During the time of the voyage, the facilities on board are excellent. There are health clubs, saunas, steam rooms, a running track, and even a swimming pool or two. These guests of Joe Biden, transported by governors, would actually enjoy themselves on the way up, and then, by golly, be rewarded via the largesse that represents the good people of Massachusetts.

Fulfilling Sanctuary Dreams

Governor DeSantis, as well as Governor Abbott, employing cruise ships could then supply all the sanctuary cities along the Atlantic Seaboard with exactly what they’ve been begging for. After all these years, hey, why not make a wonderful delivery to Baltimore, and then Rehoboth Beach, Delaware where the Bidens frequent?

And how about 1,000s of migrants delivered to Atlantic City, New Jersey, and the Hamptons in Long Island? Don’t forget Bridgeport and New Haven, Connecticut before proceeding to Newport, Rhode Island, Nantucket, and Boston. For good measure make some deliveries to the resort towns in Maine.

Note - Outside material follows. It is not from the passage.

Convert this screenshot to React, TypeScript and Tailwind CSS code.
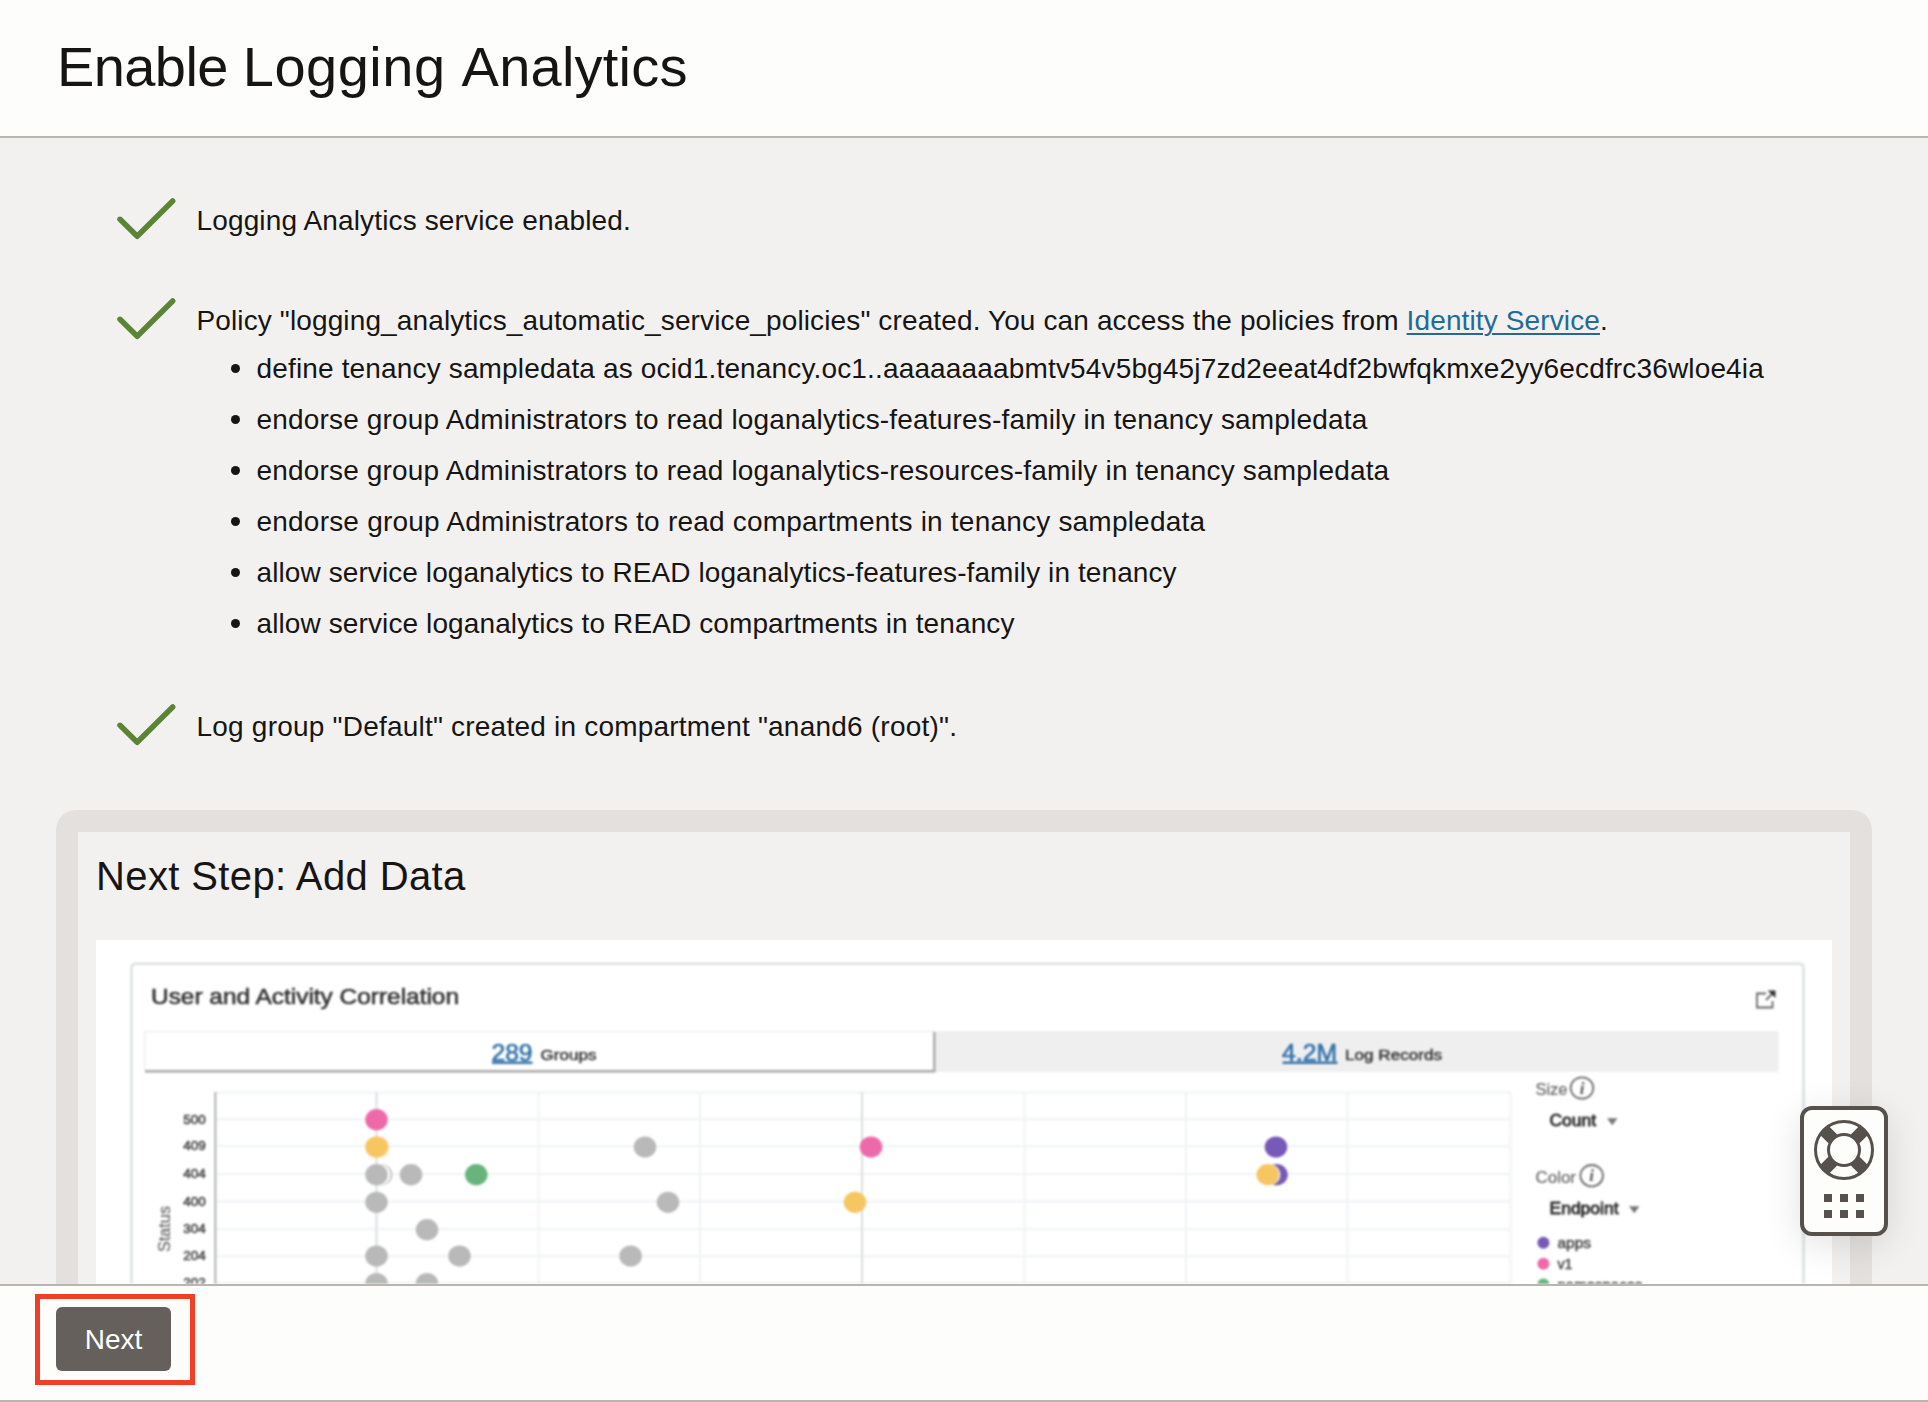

What a marvel to behold, as these self-described caring destinations welcome thousands and thousands of migrants, all at once, and artfully absorb them. Sure, there will be some adjustments; such locales will have to spend big bucks for food, shelter, and clothing for these new arrivals… and then find them longer term homes and jobs. So what if local schools are not equipped with foreign language teachers and curricula so that the new children can get up to snuff? Isn’t that what sanctuary cities are all about?

Just Checking In

Let’s revisit all of these places one year later and see exactly how these welcome guests have feared. How about crime? Have they had run-ins with the law? What about the schools? How about public health? Let’s take a very accurate snapshot of what happens on the day they arrived, versus one year later, two years later, and three years later.

Having people dumped into your community, or your home for that matter, despite liberal virtue-signaling, represents a huge change in how you live, and how they live. It’s humanitarian to help a migrant in need. Thousands of migrants, or tens of thousands of them, all at the same time, dropped into a community is not a humanitarian gesture, it is an attack on your way of life.

As Henry Kissinger famously advised then German chancellor Angela Merkel, helping one person in dire need to come to Germany is a humanitarian gesture. Having great masses come to Germany threatens your culture.